Police at the scene questioned the driver who struck the gate Saturday. It is not known if a citation was issued.

A log truck crashed into the gate at Carver Heights Cemetery, off South Grenn Street, about six months ago and took out the gate and a brick column.

The city paid for the repairs then and will be on the hook for the Rosehill repairs as well.

Smith Welding surveyed the damage Monday, but it’s not known yet how much it will cost to fix it, Lewis said.

“We can’t keep replacing gates and signs,” Sullivan said.

Rosehill Cemetery was established in 1861 on land given to the city by Rev. Milton J. Whitworth, who founded Whitworth College.
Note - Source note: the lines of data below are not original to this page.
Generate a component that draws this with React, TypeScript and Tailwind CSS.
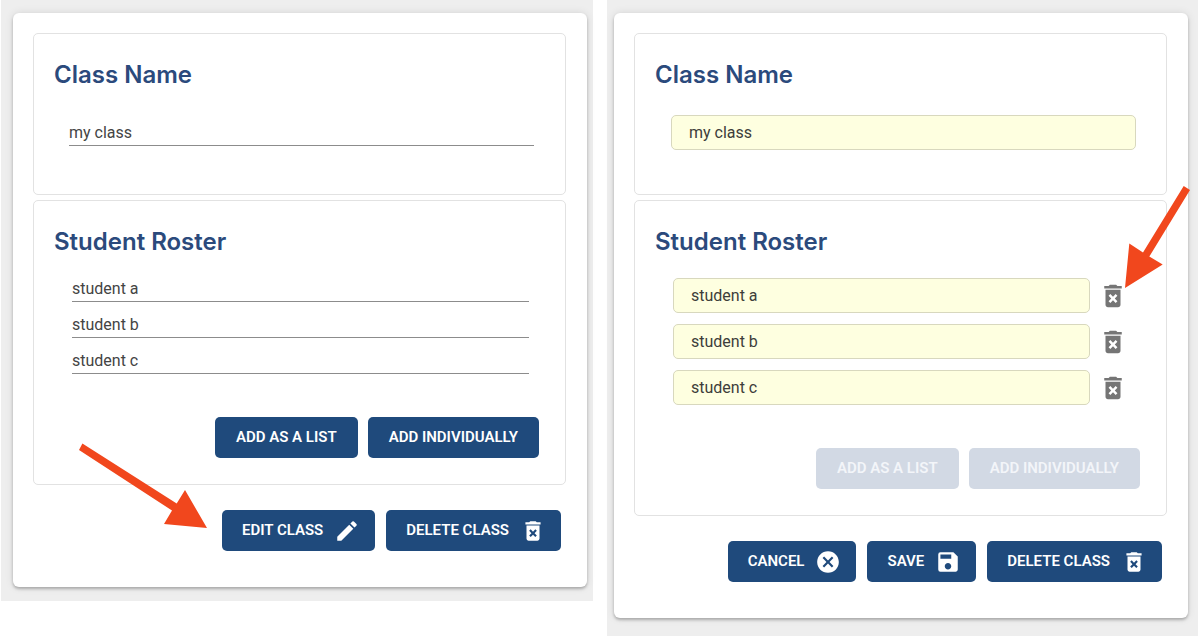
import { useState, type ReactNode } from "react";
import { MdCancel, MdDeleteForever, MdEdit, MdSave } from "react-icons/md";

const students = ["student a", "student b", "student c"];

function Section({ children }: { children: ReactNode }) {
  return <section className="rounded-[5px] border border-[#e2e2e2] px-5 pt-[27px]">{children}</section>;
}

function Heading({ children }: { children: ReactNode }) {
  return (
    <h2 className="font-[Inter,sans-serif] text-2xl leading-7 font-semibold text-[#2b4a7c]">{children}</h2>
  );
}

function Field({ id, label, value, editing }: { id: string; label?: string; value: string; editing: boolean }) {
  const [text, setText] = useState(value);
  return (
    <input
      id={id}
      type="text"
      aria-label={label}
      value={text}
      readOnly={!editing}
      onChange={(event) => setText(event.target.value)}
      className={
        editing
          ? "h-[35px] w-full min-w-0 rounded-[5px] border border-[#d8d8be] bg-[#feffe0] px-[17px] text-base leading-6 text-[#3d3d3a] outline-none"
          : "h-[31px] w-full min-w-0 border-b border-[#8c8c8c] bg-transparent pt-1 text-base leading-6 text-[#444] outline-none"
      }
    />
  );
}

function Button({ children, icon, disabled }: { children: ReactNode; icon?: ReactNode; disabled?: boolean }) {
  return (
    <button
      type="button"
      disabled={disabled}
      className={`flex h-[41px] items-center gap-[11px] rounded-[5px] bg-[#1f4a7c] text-[15px] font-semibold whitespace-nowrap text-white disabled:bg-[#d2d9e4] disabled:text-[#f3f5f9] ${icon ? "pr-[15px] pl-5" : "px-[21px]"}`}
    >
      {children}
      {icon}
    </button>
  );
}

function ClassCard({ id, editing, children }: { id: string; editing: boolean; children: ReactNode }) {
  return (
    <div className="flex flex-col rounded-md bg-white pt-5 pr-[21px] pb-9 pl-5 shadow-[0_2px_3px_rgba(0,0,0,0.25),0_0_8px_rgba(0,0,0,0.1)]">
      <div className="flex flex-col gap-[5px]">
        <Section>
          <Heading>
            <label htmlFor={`${id}-name`}>Class Name</label>
          </Heading>
          <div className={`mt-[26px] flex ${editing ? "mr-[10px] ml-4 pb-[44px]" : "mr-[11px] ml-[15px] pb-12"}`}>
            <Field id={`${id}-name`} value="my class" editing={editing} />
          </div>
        </Section>
        <Section>
          <Heading>Student Roster</Heading>
          <ul className={editing ? "mt-[22px] mr-[18px] ml-[18px] flex flex-col gap-[11px]" : "mt-[15px] mr-4 ml-[18px] flex flex-col gap-[5px]"}>
            {students.map((name, index) => (
              <li key={name} className="flex items-center gap-2">
                <Field id={`${id}-student-${index}`} label={`Student ${index + 1}`} value={name} editing={editing} />
                {editing && (
                  <button type="button" aria-label={`Delete ${name}`} className="relative shrink-0 text-[#757575]">
                    <MdDeleteForever className="size-[30px]" />
                    {index === 0 && (
                      <svg
                        viewBox="0 0 66 102"
                        aria-hidden="true"
                        className="pointer-events-none absolute bottom-[23px] left-[27px] h-[102px] w-[66px] max-w-none"
                      >
                        <path
                          d="M58.7 0 65 4 24.3 70.6 37.7 78.6 0 102 4.3 57.6 18 66.6Z"
                          fill="#f1471d"
                        />
                      </svg>
                    )}
                  </button>
                )}
              </li>
            ))}
          </ul>
          <div className="mt-[43px] mr-[6px] flex flex-wrap justify-end gap-[10px] pb-[26px]">
            <Button disabled={editing}>ADD AS A LIST</Button>
            <Button disabled={editing}>ADD INDIVIDUALLY</Button>
          </div>
        </Section>
      </div>
      <div className="mt-[25px] mr-[5px] flex flex-wrap justify-end gap-[11px]">{children}</div>
    </div>
  );
}

export default function App() {
  return (
    <main className="grid grid-cols-[592fr_591fr] items-start gap-[14px] bg-white pr-[2px] pl-px font-[Roboto,sans-serif]">
      <div className="bg-[#eeeeee] pt-[13px] pr-[6px] pb-[14px] pl-3">
        <ClassCard id="view" editing={false}>
          <div className="relative">
            <Button icon={<MdEdit className="size-[26px]" />}>EDIT CLASS</Button>
            <svg
              viewBox="0 0 128 86"
              aria-hidden="true"
              className="pointer-events-none absolute right-full bottom-[22px] mr-[15px] h-[86px] w-[128px] max-w-none"
            >
              <path d="M3.4 0.5 97.7 60.5 106 47 128 85 85 81 93 67.5 0 7Z" fill="#f1471d" />
            </svg>
          </div>
          <Button icon={<MdDeleteForever className="size-[26px]" />}>DELETE CLASS</Button>
        </ClassCard>
      </div>
      <div className="bg-[#eeeeee] pt-[13px] pr-[10px] pb-[18px] pl-[7px]">
        <ClassCard id="edit" editing>
          <Button icon={<MdCancel className="size-[26px]" />}>CANCEL</Button>
          <Button icon={<MdSave className="size-[26px]" />}>SAVE</Button>
          <Button icon={<MdDeleteForever className="size-[26px]" />}>DELETE CLASS</Button>
        </ClassCard>
      </div>
    </main>
  );
}
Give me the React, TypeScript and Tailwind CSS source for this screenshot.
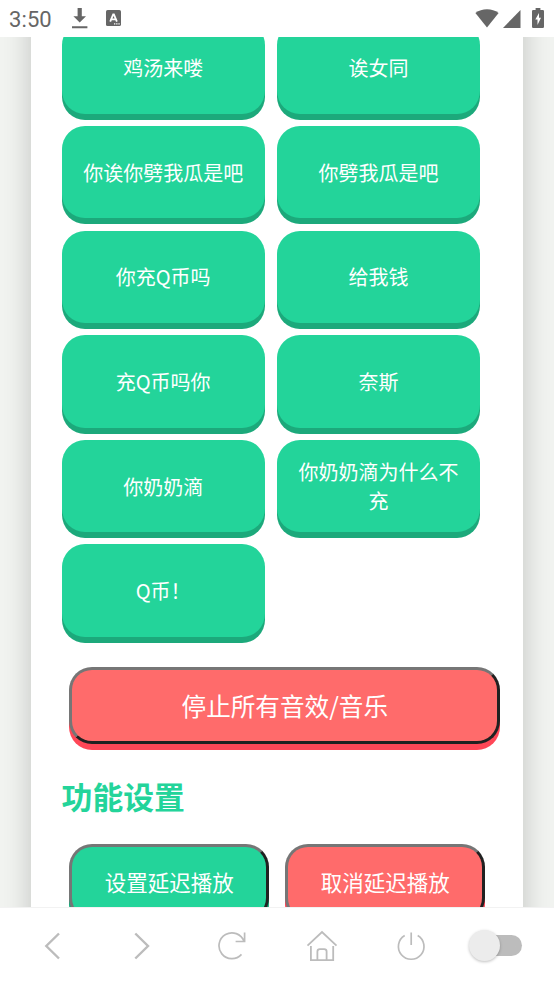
const sounds = [
  '鸡汤来喽',
  '诶女同',
  '你诶你劈我瓜是吧',
  '你劈我瓜是吧',
  '你充Q币吗',
  '给我钱',
  '充Q币吗你',
  '奈斯',
  '你奶奶滴',
  '你奶奶滴为什么不充',
  'Q币！',
];

function StatusBar() {
  return (
    <header className="flex h-[37px] shrink-0 items-center bg-white text-[#666666]">
      <span className="mt-[2px] ml-[9px] w-[62px] font-['Roboto',sans-serif] text-[22px] leading-none tracking-[0.1px]">
        3:50
      </span>
      <svg className="mb-[1px] h-[22px] w-[17px]" viewBox="0 0 17 22" fill="currentColor">
        <path d="M6.600 1h4.200v8.200H15L8.700 15.600 2.400 9.200h4.200zM1 19.200h15.400v2H1z" />
      </svg>
      <svg className="mb-[1px] ml-[18px] h-[16px] w-[15px]" viewBox="0 0 15 16">
        <rect width="15" height="16" rx="1.6" fill="currentColor" />
        <path d="M4.200 11.600 7.200 4.300h.7l3 7.300M5.400 9.300h4.300" fill="none" stroke="white" strokeWidth="1.8" />
        <path d="M8 13.200h1.300v1.200H8zM10.200 13.200h1.300v1.200h-1.300zM12.400 13.200h1.300v1.200h-1.300z" fill="white" />
      </svg>
      <svg className="mb-[1px] ml-auto h-[19px] w-[24px]" viewBox="0 0 24 19" fill="currentColor">
        <path d="M.4 4Q5.500.3 12 .3T23.600 4L12 18.600z" />
      </svg>
      <svg className="ml-[4px] h-[18px] w-[18px]" viewBox="0 0 18 18" fill="currentColor">
        <path d="M17.500 0v18H0z" />
      </svg>
      <svg className="mr-[10px] mb-[1px] ml-[11px] h-[20px] w-[12px]" viewBox="0 0 12 20">
        <path
          d="M3.600 0h4.800v2h2.400q1.200 0 1.200 1.200v15.600q0 1.200-1.200 1.200H1.200Q0 20 0 18.800V3.200Q0 2 1.200 2h2.400z"
          fill="currentColor"
        />
        <path d="M7 5 3.300 11.600h2.200V17l3.500-7.200H7z" fill="white" />
      </svg>
    </header>
  );
}

function SoundButton({ label }: { label: string }) {
  return (
    <button
      type="button"
      className="flex h-[92.33px] w-[203.13px] items-center justify-center rounded-[23px] bg-[#23d49a] px-[15.4px] text-center text-[20px] leading-[29px] text-white shadow-[0_6px_0_#1ca97b]"
    >
      {label}
    </button>
  );
}

function BottomNav() {
  return (
    <nav className="flex h-[77px] shrink-0 items-center border-t border-[#f2f2f2] bg-white pb-[1px] text-[#bcbcbc]">
      <svg className="ml-[38px] size-[30px]" viewBox="0 0 30 30" fill="none" stroke="currentColor" strokeWidth="2.4">
        <path d="M21 2.500 8.300 15 21 27.500" />
      </svg>
      <svg className="ml-[59px] size-[30px]" viewBox="0 0 30 30" fill="none" stroke="currentColor" strokeWidth="2.4">
        <path d="M8.300 2.500 21 15 8.300 27.500" />
      </svg>
      <svg className="ml-[60px] size-[30px]" viewBox="0 0 30 30" fill="none" stroke="currentColor" strokeWidth="1.7">
        <path d="M24.500 23.400A12.900 12.900 0 1 1 27 10.300M27.600 1.500v9h-9" />
      </svg>
      <svg className="ml-[59px] size-[32px]" viewBox="0 0 32 32" fill="none" stroke="currentColor" strokeWidth="1.8">
        <path d="M1.500 15.700 16 2l14.500 13.700M4.900 16v14.200h22.300V16M11.400 30V21.600q0-2.400 2.400-2.400h4.400q2.400 0 2.400 2.400V30" />
      </svg>
      <svg className="ml-[58px] size-[30px]" viewBox="0 0 30 30" fill="none" stroke="currentColor" strokeWidth="1.7">
        <path d="M15.200 1.500v12.500M8.700 4.400a12.800 12.800 0 1 0 13 0" />
      </svg>
      <div className="ml-[43px] flex h-[21px] w-[53px] items-center rounded-full bg-linear-to-r from-transparent from-30% to-[#bcbcbc] to-30%">
        <span className="size-[31px] shrink-0 rounded-full bg-[#ececec] shadow-[0_1px_3px_rgba(0,0,0,0.25)]" />
      </div>
    </nav>
  );
}

export default function App() {
  return (
    <div className="flex h-[984px] w-[554px] flex-col overflow-hidden bg-white font-['Noto_Sans_CJK_SC',sans-serif]">
      <StatusBar />
      <main className="min-h-0 flex-1 overflow-hidden bg-[#f1f3f0]">
        <div className="mx-[31px] -mt-[46px] h-[960px] bg-white pt-[30.5px] pl-[30.6px] shadow-[0_0_26px_rgba(0,0,0,0.2)]">
          <div className="grid grid-cols-[203.13px_203.13px] gap-x-[12.31px] gap-y-[12.28px]">
            {sounds.map((label) => (
              <SoundButton key={label} label={label} />
            ))}
          </div>

          <button
            type="button"
            className="mt-[30px] ml-[7.7px] block h-[77px] w-[431px] rounded-[23px] border-3 border-t-[#767676] border-r-[#212121] border-b-[#212121] border-l-[#767676] bg-[#ff6b6b] text-[24.6px] text-white shadow-[0_6px_0_#ff4757]"
          >
            停止所有音效/音乐
          </button>

          <h2 className="mt-[29.3px] text-[30.8px] leading-[45px] font-bold text-[#23d49a]">功能设置</h2>

          <div className="mt-[25.6px] ml-[7.7px] flex gap-[16px]">
            <button
              type="button"
              className="h-[77px] w-[200px] rounded-[23px] border-3 border-t-[#767676] border-r-[#212121] border-b-[#212121] border-l-[#767676] bg-[#23d49a] text-[21.5px] text-white shadow-[0_6px_0_#1ca97b]"
            >
              设置延迟播放
            </button>
            <button
              type="button"
              className="h-[77px] w-[200px] rounded-[23px] border-3 border-t-[#767676] border-r-[#212121] border-b-[#212121] border-l-[#767676] bg-[#ff6b6b] text-[21.5px] text-white shadow-[0_6px_0_#ff4757]"
            >
              取消延迟播放
            </button>
          </div>
        </div>
      </main>
      <BottomNav />
    </div>
  );
}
More than 5,000 people were buried there as of 2012, including 22 unknown Confederate soldiers, according to the historical marker from the Mississippi Department of Archives and History.

Ironically, the cemetery’s name is misspelled on the marker as two words, according to members of the Rosehill Cemetery Restoration Foundation. An error in the application for the marker could be to blame. The name is correctly spelled as one word in the sign over the entrance.